• _REQUIRED WORK_: Starting at the first line of the data, print each line verbatim up to and including the line bearing "import React from", omitting pictures.

• _SUPPLIED INFORMATION_:
-*-*-
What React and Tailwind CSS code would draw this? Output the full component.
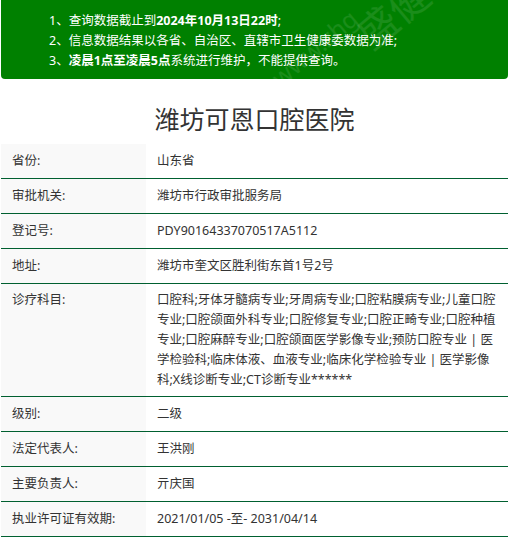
import React from "react";

const ROWS = [
  { label: "省份:", value: "山东省" },
  { label: "审批机关:", value: "潍坊市行政审批服务局" },
  { label: "登记号:", value: "PDY90164337070517A5112" },
  { label: "地址:", value: "潍坊市奎文区胜利街东首1号2号" },
  {
    label: "诊疗科目:",
    value:
      "口腔科;牙体牙髓病专业;牙周病专业;口腔粘膜病专业;儿童口腔专业;口腔颌面外科专业;口腔修复专业;口腔正畸专业;口腔种植专业;口腔麻醉专业;口腔颌面医学影像专业;预防口腔专业 | 医学检验科;临床体液、血液专业;临床化学检验专业 | 医学影像科;X线诊断专业;CT诊断专业******",
    multi: true,
  },
  { label: "级别:", value: "二级" },
  { label: "法定代表人:", value: "王洪刚" },
  { label: "主要负责人:", value: "亓庆国" },
  { label: "执业许可证有效期:", value: "2021/01/05 -至- 2031/04/14" },
];

function Notice() {
  return (
    <div className="relative overflow-hidden bg-[#008000] rounded-b-[4px] pt-[11px] pb-[8px] pl-[48px] text-white text-[12.5px] leading-[20px]">
      {/* watermark */}
      <span className="pointer-events-none absolute left-[352px] top-[-6px] -rotate-[40deg] text-[40px] leading-none text-white/10">
        盛健
      </span>
      <span className="pointer-events-none absolute left-[262px] top-[36px] -rotate-[40deg] text-[24px] leading-none text-white/10">
        www.zhg
      </span>
      <p className="relative">
        1、查询数据截止到<b>2024年10月13日22时</b>;
      </p>
      <p className="relative">2、信息数据结果以各省、自治区、直辖市卫生健康委数据为准;</p>
      <p className="relative">
        3、<b>凌晨1点至凌晨5点</b>系统进行维护，不能提供查询。
      </p>
    </div>
  );
}

export default function App() {
  return (
    <div
      className="bg-white min-h-[541px] text-[#333]"
      style={{ fontFamily: '"Noto Sans", "Noto Sans CJK SC", sans-serif' }}
    >
      <div className="ml-[1px] w-[507px]">
        <Notice />
        <h1 className="text-center text-[25px] leading-[35px] pt-[23px] pb-[7px] text-[#333]">
          潍坊可恩口腔医院
        </h1>
        <div className="text-[12.5px]">
          {ROWS.map((r) => (
            <div key={r.label} className="flex border-b border-[#006030]">
              <div
                className={`w-[145px] shrink-0 bg-[#f9f9f9] pl-[11px] leading-[20px] ${
                  r.multi ? "py-[6px]" : "py-[7px]"
                }`}
              >
                {r.label}
              </div>
              <div
                className={`flex-1 pl-[11px] pr-[10px] leading-[20px] ${
                  r.multi ? "py-[6px]" : "py-[7px]"
                }`}
              >
                {r.value}
              </div>
            </div>
          ))}
        </div>
      </div>
    </div>
  );
}
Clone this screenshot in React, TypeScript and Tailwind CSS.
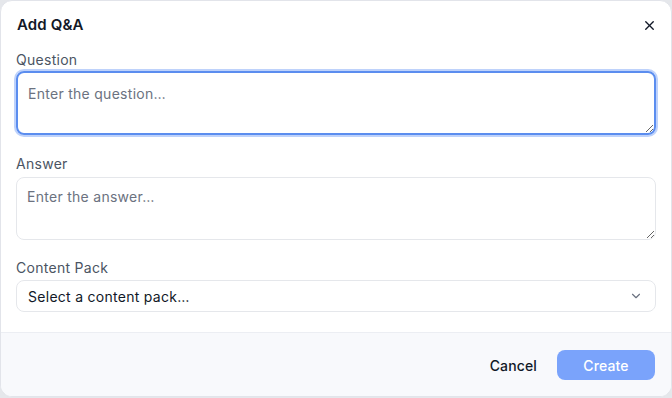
import { X, ChevronDown } from "lucide-react";

export default function App() {
  return (
    <div
      className="w-[672px] h-[398px] bg-[#e5e7eb]"
      style={{ fontFamily: "Inter, 'Noto Sans', sans-serif" }}
    >
      <div className="w-[672px] h-[397px] bg-white rounded-xl border border-[#e2e4ea] overflow-hidden flex flex-col">
        {/* Header */}
        <div className="flex items-center justify-between pl-4 pr-[14px] pt-[14px] pb-[-1px]">
          <h2 className="text-[15px] font-semibold text-[#111827] leading-5 tracking-[0.01em]">Add Q&amp;A</h2>
          <button className="text-[#111827]">
            <X size={15} strokeWidth={2.2} />
          </button>
        </div>

        {/* Body */}
        <div className="flex flex-col px-[15px] pt-[15px]">
          <label className="text-[14px] text-[#4b5563] leading-5 mb-[1px] tracking-[0.02em]">Question</label>
          <textarea
            placeholder="Enter the question…"
            className="h-[64px] rounded-lg border-2 border-[#5b8def] ring-2 ring-[#93b4f8]/60 px-[10px] py-[10px] text-[14px] tracking-[0.02em] text-[#111827] placeholder:text-[#6b7280] outline-none resize-y"
          />

          <label className="text-[14px] text-[#4b5563] leading-5 mt-[19px] mb-[3px] tracking-[0.02em]">Answer</label>
          <textarea
            placeholder="Enter the answer…"
            className="h-[63px] rounded-lg border border-[#e5e7eb] px-[10px] py-[8px] text-[14px] tracking-[0.02em] text-[#111827] placeholder:text-[#6b7280] outline-none resize-y"
          />

          <label className="text-[14px] text-[#4b5563] leading-5 mt-[18px] mb-[2px] tracking-[0.02em]">Content Pack</label>
          <button className="h-[32px] rounded-lg border border-[#e5e7eb] flex items-center justify-between pl-[11px] pr-[12px] text-[14px] tracking-[0.02em] text-[#111827]">
            <span>Select a content pack…</span>
            <ChevronDown size={14} className="text-[#6b7280]" />
          </button>
        </div>

        {/* Footer */}
        <div className="mt-[20px] flex-1 bg-[#f8f9fc] border-t border-[#eceef3] flex items-center justify-end gap-5 pr-[16px] pt-[1px]">
          <button className="text-[14px] font-medium text-[#111827] tracking-[0.01em]">Cancel</button>
          <button className="w-[98px] h-[30px] rounded-lg bg-[#7aa3fb] text-white text-[14px] font-medium tracking-[0.01em]">
            Create
          </button>
        </div>
      </div>
    </div>
  );
}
-*-*-
• _TASK ANSWER_:
What React and Tailwind CSS code would draw this? Output the full component.
import React from "react";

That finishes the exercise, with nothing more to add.